The Washington Post

Legislation would put USADA in charge of anti-doping efforts in horse racing

Horses race to the finish during the Breeders' Cup Championships at Santa Anita Park. (Richard Mackson/USA Today Sports)

The U.S. Anti-Doping Agency, whose testing and tenacity has exposed such high-profile drug-cheating athletes as Marion Jones, Barry Bonds and Lance Armstrong, is poised to enter the horse racing arena.

That’s the intent of legislation that would put USADA in charge of setting and enforcing anti-doping standards in the $10 billion-a-year U.S. horse racing industry, which has been sullied by deaths and breakdowns on the track and skepticism at betting windows that are its lifeblood.

Thursday in Washington, USADA CEO Travis Tygart will testify in support of the initiative at a Congressional hearing on the Horseracing Integrity and Safety Act, which was introduced by Sen. Tom Udall (D-N.M.) and Reps. Ed Whitfield (R-Ky.) and Joe Pitts (R-Pa.).
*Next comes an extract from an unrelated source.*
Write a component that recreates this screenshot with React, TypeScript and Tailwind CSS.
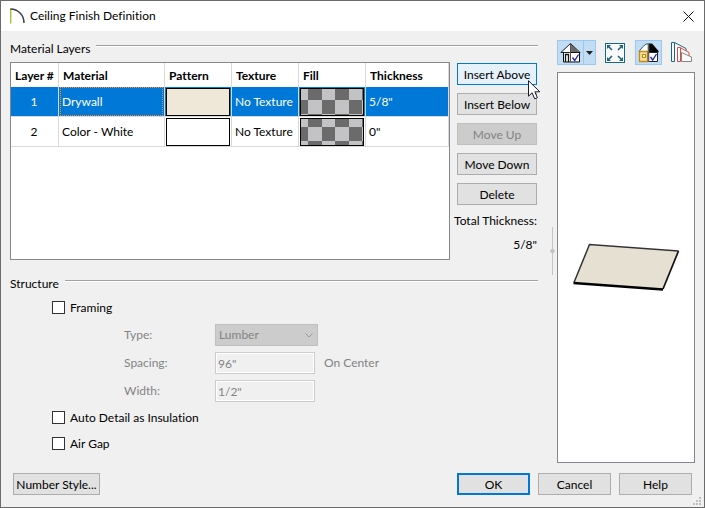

Tygart is expected to tell the panel that an independent agency is essential to restoring faith and fair play in the sport and that USADA is well positioned for the task.
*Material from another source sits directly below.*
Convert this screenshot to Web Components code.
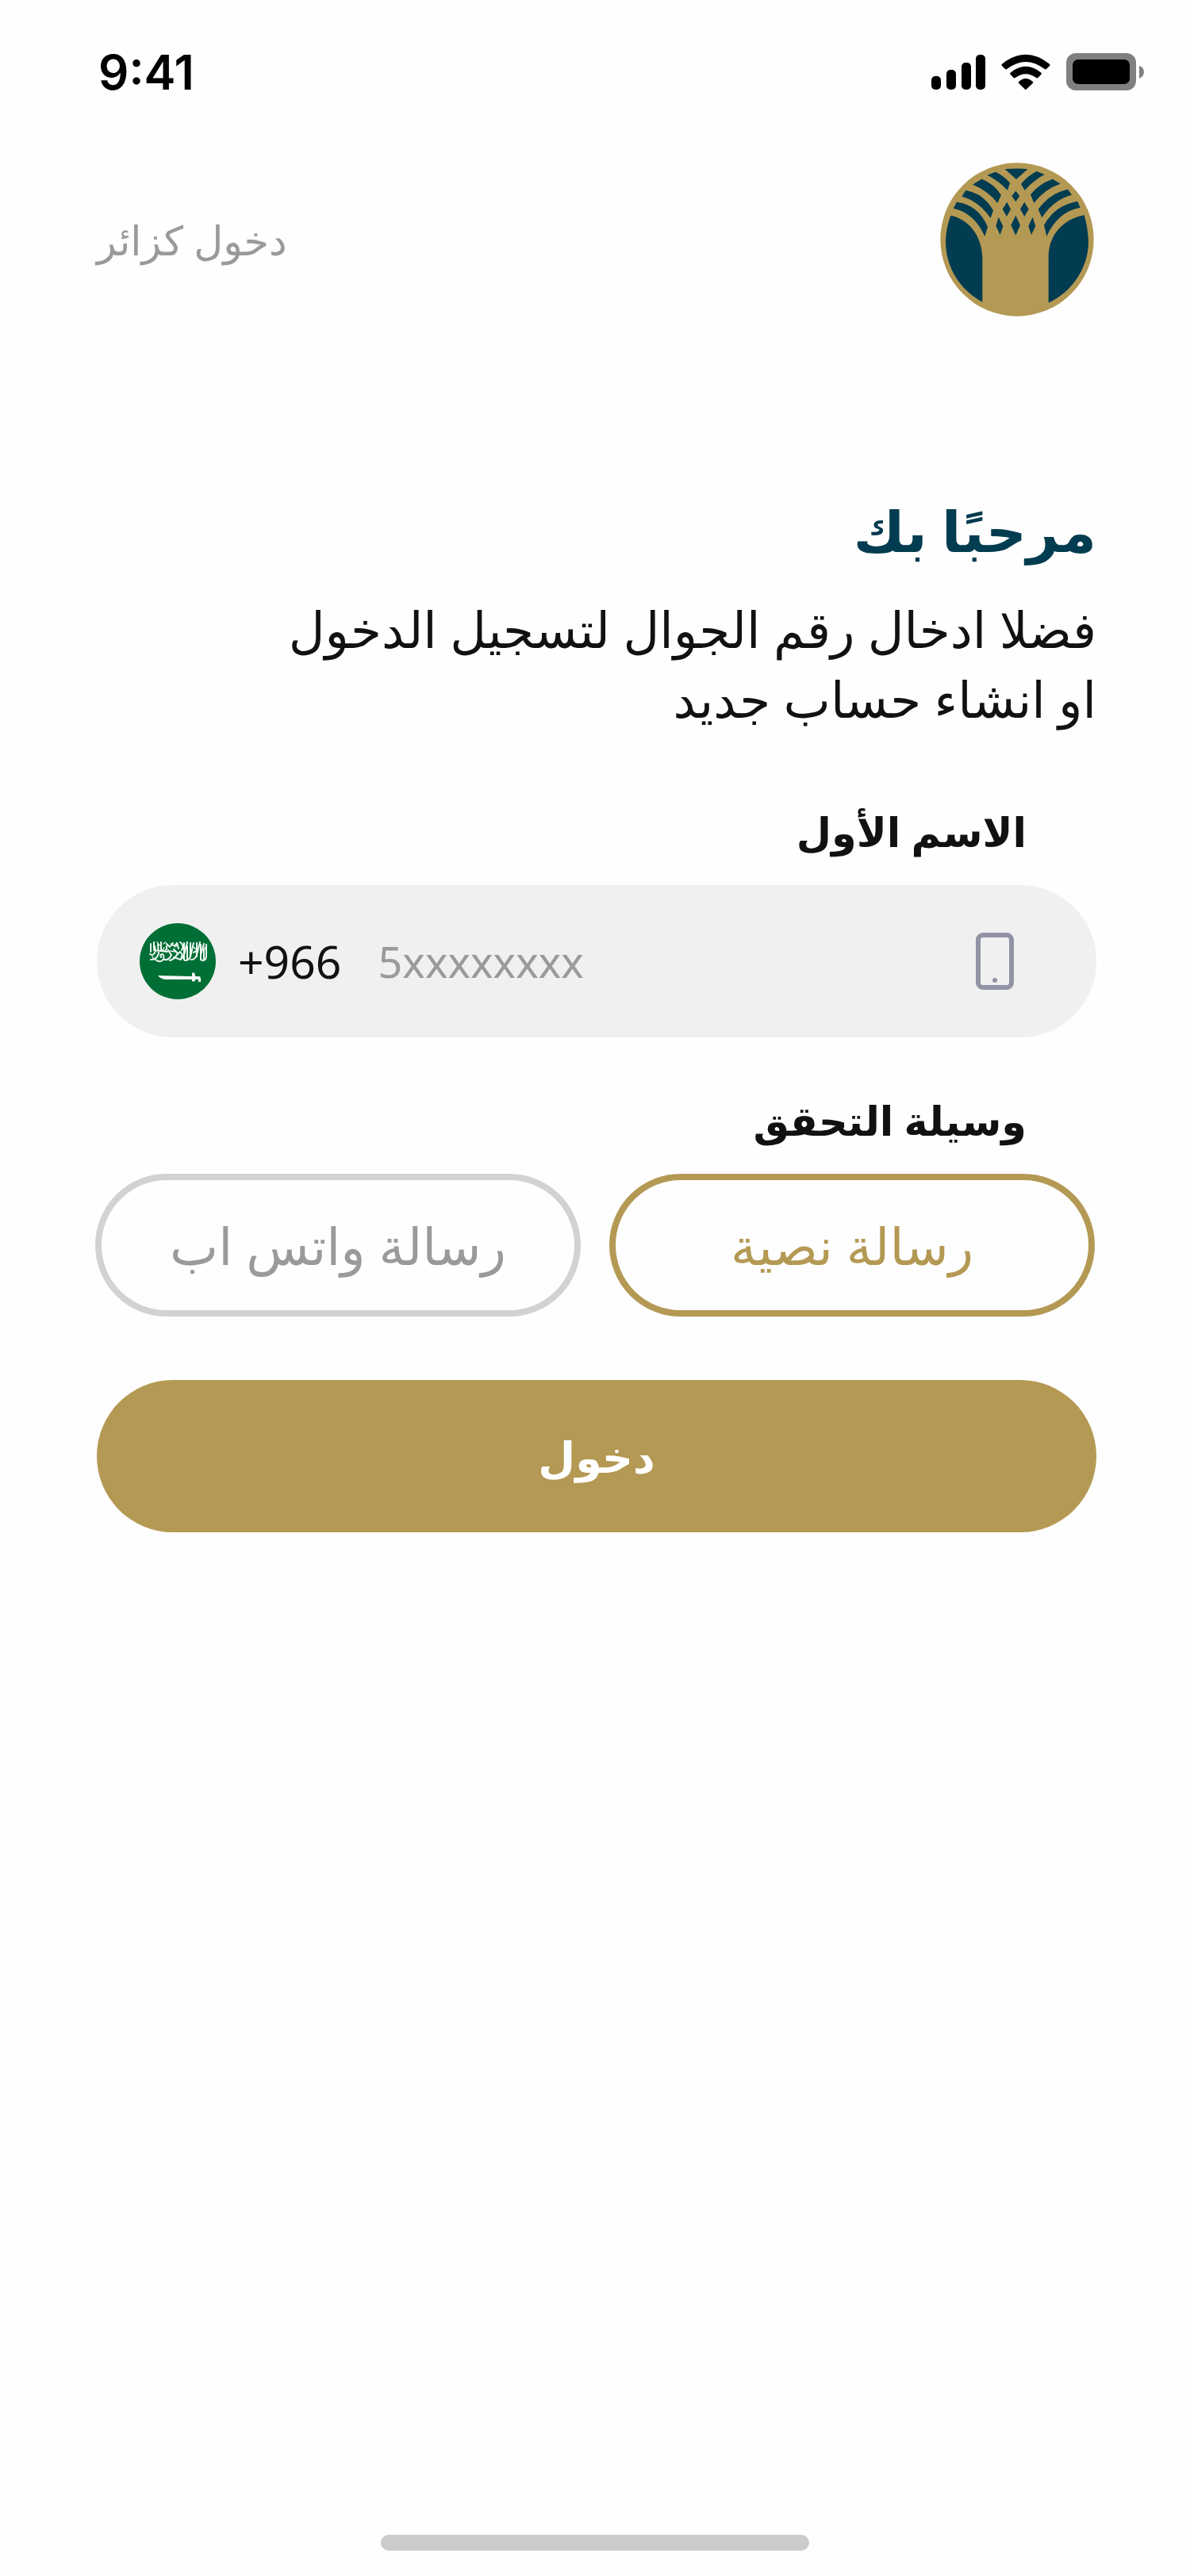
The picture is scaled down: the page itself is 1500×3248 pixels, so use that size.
<!DOCTYPE html>
<html lang="ar" dir="rtl">
<head>
<meta charset="utf-8">
<meta name="viewport" content="width=device-width, initial-scale=1">
<title>تسجيل الدخول</title>
<style>
  body { margin: 0; background: #fefefe; }
</style>
</head>
<body>
<login-page></login-page>
<script>
const define = (name, html) => {
  const template = document.createElement('template');
  template.innerHTML = html;
  customElements.define(name, class extends HTMLElement {
    constructor() {
      super();
      this.attachShadow({ mode: 'open' }).append(template.content.cloneNode(true));
    }
  });
};

define('status-bar', `
<style>
  :host { display: flex; direction: ltr; justify-content: space-between; align-items: center; height: 132px; padding: 50px 58px 0 124px; box-sizing: border-box; }
  time { font: 600 60px/82px Inter, sans-serif; color: #000; }
  .icons { display: flex; align-items: center; gap: 20px; }
  svg { display: block; }
</style>
<time>9:41</time>
<div class="icons">
  <svg width="68" height="44" viewBox="0 0 68 44" aria-hidden="true"><rect y="27" width="12" height="17" rx="5"/><rect x="19" y="19" width="12" height="25" rx="5"/><rect x="38" y="10" width="12" height="34" rx="5"/><rect x="56" width="12" height="44" rx="5"/></svg>
  <svg width="62" height="46" viewBox="366 86 187 138" aria-hidden="true"><path d="M369 124Q459 52 550 124Q553 128 550 131L538 143Q535 146 531 143Q459 88 388 143Q384 146 381 143L369 131Q366 128 369 124ZM401 157Q459 110 518 157Q521 160 518 163L506 176Q503 179 499 176Q459 147 420 176Q416 179 413 176L401 163Q398 160 401 157ZM433 191Q459 168 486 191Q489 194 486 197L462 220Q459 223 456 220L433 197Q430 194 433 191Z"/></svg>
  <svg width="98" height="48" viewBox="0 0 98 48" aria-hidden="true"><rect width="88" height="47" rx="12" fill="#808080"/><rect x="8" y="8" width="72" height="31" rx="7"/><path d="M92 16Q98 18 98 24Q98 29 92 32Z" fill="#808080"/></svg>
</div>`);

define('brand-logo', `
<style>:host { display: block; width: 194px; height: 194px; } svg { display: block; width: 100%; height: 100%; }</style>
<svg viewBox="105 75 582 582" role="img" aria-label="الشعار">
  <circle cx="396" cy="366" r="290" fill="#b49954"/>
  <g fill="#023c50">
    <path d="M145 275C215 290 263 352 265 435V602C185 560 125 475 126 370Q128 320 145 275ZM650 274C570 288 514 350 515 435V605C600 568 666 475 666 375Q664 320 650 274Z"/>
    <path d="M350 100Q396 95 436 100L393 138Z"/>
    <path d="M283 122L315 110Q350 128 369 152L360 180Q325 142 283 122ZM228 158L262 137Q310 155 336 198L322 228Q285 180 228 158ZM187 203L202 180Q270 192 306 256L296 285Q250 220 187 203ZM155 248L168 224Q250 235 285 318L274 354Q235 265 155 248Z"/>
    <path d="M500 120L470 108Q435 126 411 156L425 180Q455 145 500 120ZM560 155L530 137Q475 158 447 196L460 228Q500 175 560 155ZM603 197L588 176Q520 190 476 252L490 283Q535 215 603 197ZM635 245L625 222Q540 235 498 312L508 354Q550 260 635 245Z"/>
    <path d="M391 182L406 202L391 223L376 202ZM358 224L372 251L357 279L341 251ZM424 224L440 251L424 279L408 251ZM326 281L343 315L332 348L316 315ZM391 275L408 312L391 350L373 312ZM455 281L466 315L450 348L439 315Z"/>
  </g>
</svg>`);

define('top-bar', `
<style>
  :host { display: flex; justify-content: space-between; align-items: center; }
  a { font-size: 51px; line-height: 72px; color: #9a9a9a; text-decoration: none; }
</style>
<brand-logo></brand-logo>
<a href="#guest">دخول كزائر</a>`);

define('welcome-text', `
<style>
  :host { display: block; }
  h1 { margin: 0; font-size: 71px; line-height: 120px; font-weight: 700; color: #023c50; }
  p { margin: 20px 0 0; font-size: 63px; line-height: 88px; color: #111; }
</style>
<h1>مرحبًا بك</h1>
<p>فضلا ادخال رقم الجوال لتسجيل الدخول<br>او انشاء حساب جديد</p>`);

define('saudi-flag', `
<style>:host { display: block; flex: none; width: 96px; height: 96px; } svg { display: block; }</style>
<svg width="96" height="96" viewBox="0 0 96 96" role="img" aria-label="السعودية">
  <circle cx="48" cy="48" r="48" fill="#006f35"/>
  <g fill="none" stroke="#eef6f0" stroke-width="2" stroke-linecap="round" stroke-linejoin="round">
    <path d="M14 26V36M18 24V33M13 39Q18 42 20 35L19 29M14 46Q22 46 24 38L23 27M20 46C28 52 33 44 29 39Q25 39 27 43M27 24V34Q31 37 34 33V29M18 34L35 36M31 46Q37 47 40 40L36 34M34 26L38 30L42 25M40 26Q44 31 47 25L49 32M38 47Q44 46 48 38L43 33M43 43L52 46Q56 40 51 36L47 40M51 24Q57 28 53 34M56 25V46M60 24L55 44M60 29V46M64 25V40Q64 47 57 47M68 25L64 42M68 37Q72 33 72 40Q70 46 65 46M72 25V42M76 24L72 40M77 27V45M81 26L77 40M84 27V42Q83 49 77 46M81 33V45"/>
    <path stroke-width="1.3" d="M22 24L25 28M30 26L33 24M45 36L39 35M48 28L44 30M31 31L28 35M68 30L72 34M81 30L84 34M16 42L17 44M52 43L56 39"/>
  </g>
  <path d="M23 66L66 67V63Q69 61 70 65V67H75Q78 68 77 74H74V71H70Q70 75 66 73V71H32Q26 70 23 66Z" fill="#f6faf7"/>
</svg>`);

define('phone-field', `
<style>
  :host { display: block; }
  label { display: block; padding: 0 88px; font-size: 51px; line-height: 80px; font-weight: 700; color: #111; }
  .field { display: flex; direction: ltr; align-items: center; height: 192px; margin-top: 28px; padding: 0 104px 0 54px; border-radius: 96px; background: #f0f0f0; box-sizing: border-box; }
  .code { margin: 0 46px 0 28px; font-size: 57px; line-height: 80px; color: #111; }
  input { flex: 1; min-width: 0; padding: 0; border: 0; outline: 0; background: none; font: inherit; font-size: 54px; line-height: 80px; color: #111; }
  input::placeholder { color: #9a9a9a; opacity: 1; }
  svg { flex: none; display: block; }
</style>
<label for="phone">الاسم الأول</label>
<div class="field">
  <saudi-flag></saudi-flag>
  <span class="code">+966</span>
  <input id="phone" type="tel" placeholder="5xxxxxxxx">
  <svg width="48" height="72" viewBox="0 0 48 72" aria-hidden="true"><rect x="3" y="3" width="42" height="66" rx="6" fill="none" stroke="#9193a5" stroke-width="6"/><circle cx="24" cy="60" r="3" fill="#9193a5"/></svg>
</div>`);

define('verify-method', `
<style>
  :host { display: block; }
  fieldset { margin: 0; padding: 0; border: 0; min-width: 0; }
  legend { padding: 0 88px; font-size: 51px; line-height: 80px; font-weight: 700; color: #111; }
  .options { display: flex; gap: 36px; margin: 28px 2px 0 -2px; }
  label { flex: 1; display: flex; justify-content: center; align-items: center; height: 180px; box-sizing: border-box; border: 8px solid #d2d2d2; border-radius: 90px; font-size: 65px; line-height: 80px; color: #9a9a9a; cursor: pointer; }
  label:has(:checked) { border-color: #b49954; color: #b49954; }
  input { appearance: none; width: 0; height: 0; margin: 0; }
</style>
<fieldset>
  <legend>وسيلة التحقق</legend>
  <div class="options">
    <label><input type="radio" name="method" value="sms" checked>رسالة نصية</label>
    <label><input type="radio" name="method" value="whatsapp">رسالة واتس اب</label>
  </div>
</fieldset>`);

define('submit-button', `
<style>
  :host { display: block; }
  button { display: block; width: 100%; height: 192px; padding: 0; border: 0; border-radius: 96px; background: #b49954; color: #fff; font: inherit; font-size: 54px; line-height: 80px; font-weight: 700; cursor: pointer; }
</style>
<button type="submit"><slot></slot></button>`);

define('home-indicator', `
<style>
  :host { display: flex; justify-content: center; padding-bottom: 32px; }
  span { width: 36%; height: 20px; border-radius: 10px; background: #cbcbcb; }
</style>
<span></span>`);

define('login-page', `
<style>
  :host { display: flex; flex-direction: column; min-height: 100vh; font-family: "Noto Sans", "DejaVu Sans", sans-serif; }
  main { flex: 1; padding: 73px 118px 0 122px; }
  top-bar { padding-inline-start: 3px; }
  welcome-text { margin-top: 210px; }
  phone-field { margin-top: 83px; }
  verify-method { margin-top: 64px; }
  submit-button { margin-top: 80px; }
</style>
<status-bar></status-bar>
<main>
  <top-bar></top-bar>
  <welcome-text></welcome-text>
  <phone-field></phone-field>
  <verify-method></verify-method>
  <submit-button>دخول</submit-button>
</main>
<home-indicator></home-indicator>`);
</script>
</body>
</html>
“If they want to ensure a level playing field, they should have an independent model with uniform rules that are fully enforced — particularly in a sport where the gaming side of it is so important,” Tygart said in a telephone interview. “It’s inherently unfair to the competition for one athlete to gain an unfair advantage, but in an industry that is so heavily based on the calculation of the odds, it’s more important to ensure that competitions aren’t rigged.”

According to information cited by Udall when the draft legislation was introduced, more than $10.8 billion was wagered on American horse racing last year and $133 million on the Kentucky Derby alone.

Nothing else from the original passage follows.